A long time ago, SO and I decided not to take part in the much-hyped Valentine's Day. He got uncomfortable over my unstated expectations and I got uncomfortable with the competitive nature of it all, especially at work. When my boss got her yearly bouquet, she'd make such a big to do about it that the rest of us ended up feeling like we didn't measure up. I felt as if I'd regressed back to that 4th grade girl I'd been, shaking my shoebox to see if I'd gotten anymore valentines.

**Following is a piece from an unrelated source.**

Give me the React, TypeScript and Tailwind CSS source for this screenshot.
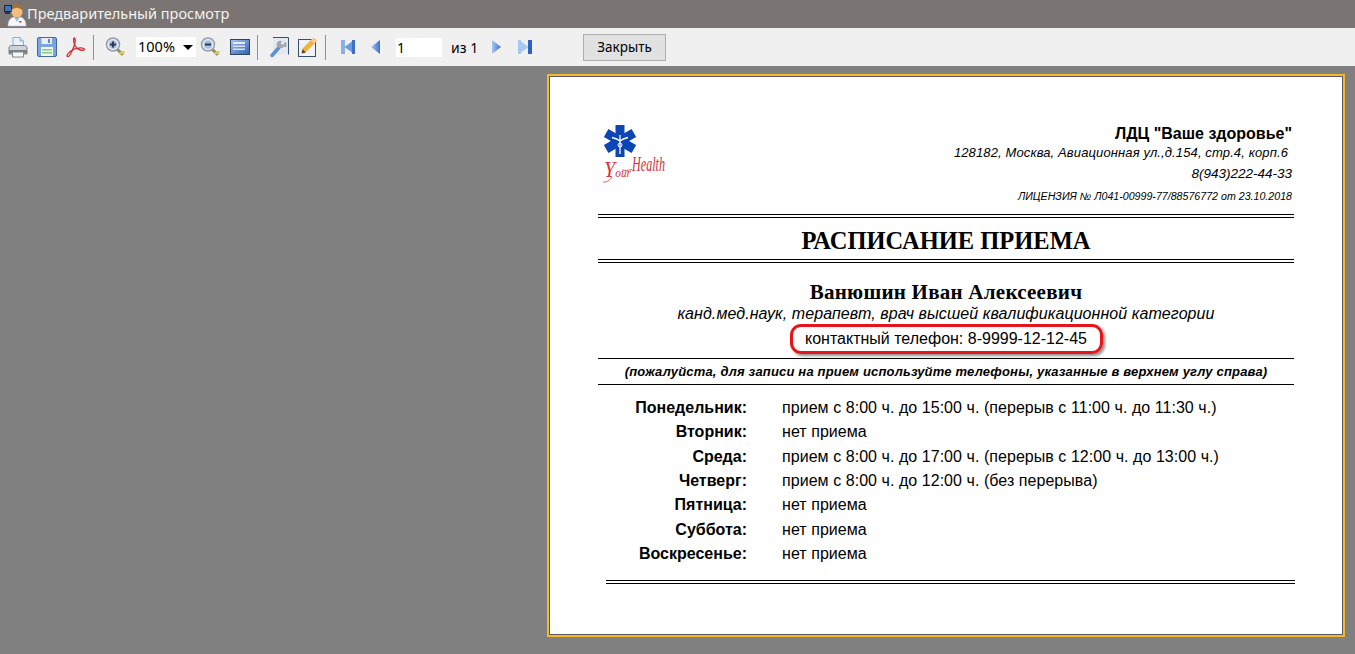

Instead, we make each other little cards and focus more attention on celebrating our anniversary, a date that's uniquely ours. I'd be lying if said I'd turn down a vase full of red roses. I'm a romantic at heart, God help me. But the one romantic boyfriend I had in college kind of got on my nerves. He was a sweetheart of a guy and always showed up for dates with flowers or candy or a card. But he was too nice of a guy. I wanted a guy with a bad boy edge, one not so desperate to please.

So, yes, Valentine's Day is all about the money. I take pleasure in sticking it to The Man and refusing to sell-out. As this guy/girl says, it's an overrated, capitalistic invention, and what you spend today is in no way a reflection of your true feelings for your beloved.

Plus, if you wait until tomorrow, you can get that heart-shaped box of Russell Stover's chocolated for half price. Nothing says "I love you" better than two for the price of one!

5 comments:

craftyminx said...

I love this and totally agree...
"But the one romantic boyfriend I had in college kind of got on my nerves. He was a sweetheart of a guy and always showed up for dates with flowers or candy or a card. But he was too nice of a guy. I wanted a guy with a bad boy edge, one not so desperate to please."

I really like my Beck sticker Valentine. It could probably use some embossing though, or glitter at least. tee hee.

Anonymous said...

I've never forgotten one Valentine card I got in elementary school. It had a picture of Quasimodo on it and the caption "You ring my bell."

What a horrible holiday Valentine's Day is for unpopular kids. The 364-days a year celebration of Nobody Likes You Day culminates in the one You're Nobody Day. At least, that's the way you feel.

Tex said...

My Valentine bought me a box of Swiffers--it was the perfect gift, and I never thought I'd say that.

We were on our way home late last night, and he was lamenting about what a busy day it had been--my vehicle had broken down in Mustang, I had a raging sinus infection, he'd had to make about 38 hospital calls (none of these things ever make the romance novels either, do they? tip o' the hat to Mary Lockett and her bodice rippers). But he did tell me he'd managed to buy the supplies for the woman who cleans our house every other Wednesday morning.

I was so grateful. And then he went out to get my meds, too. I love him.

QueenBee said...

Everything is so commercialized now. I see they have St. Patrick's Day t-shirts and cards out now! They next thing will be Labor Day-- "we got the day off...to party!"

You know I never read the cards, all I cared about was the candy and it seems I've passed that down to my kids. They don't even know who gave them what...unless it was edible.

pastgrace said...

Hey Queen Bee wanna here what my DQ said to me while passing her beautifully decorated box to me, "Careful with that mom it has candy in it."

Yes, Adj. Queen, I never got the special button that said, "Somebody loves me" A local jewlery store used them as promos during Valentines. My heart broke every Valentines for the lack of a red button! So what! I had a wonderful Valentines day. My loves of my life gave me flowers, and My greatest love gave me a large bar of dark chocolate. Boy does he know the way to my heart.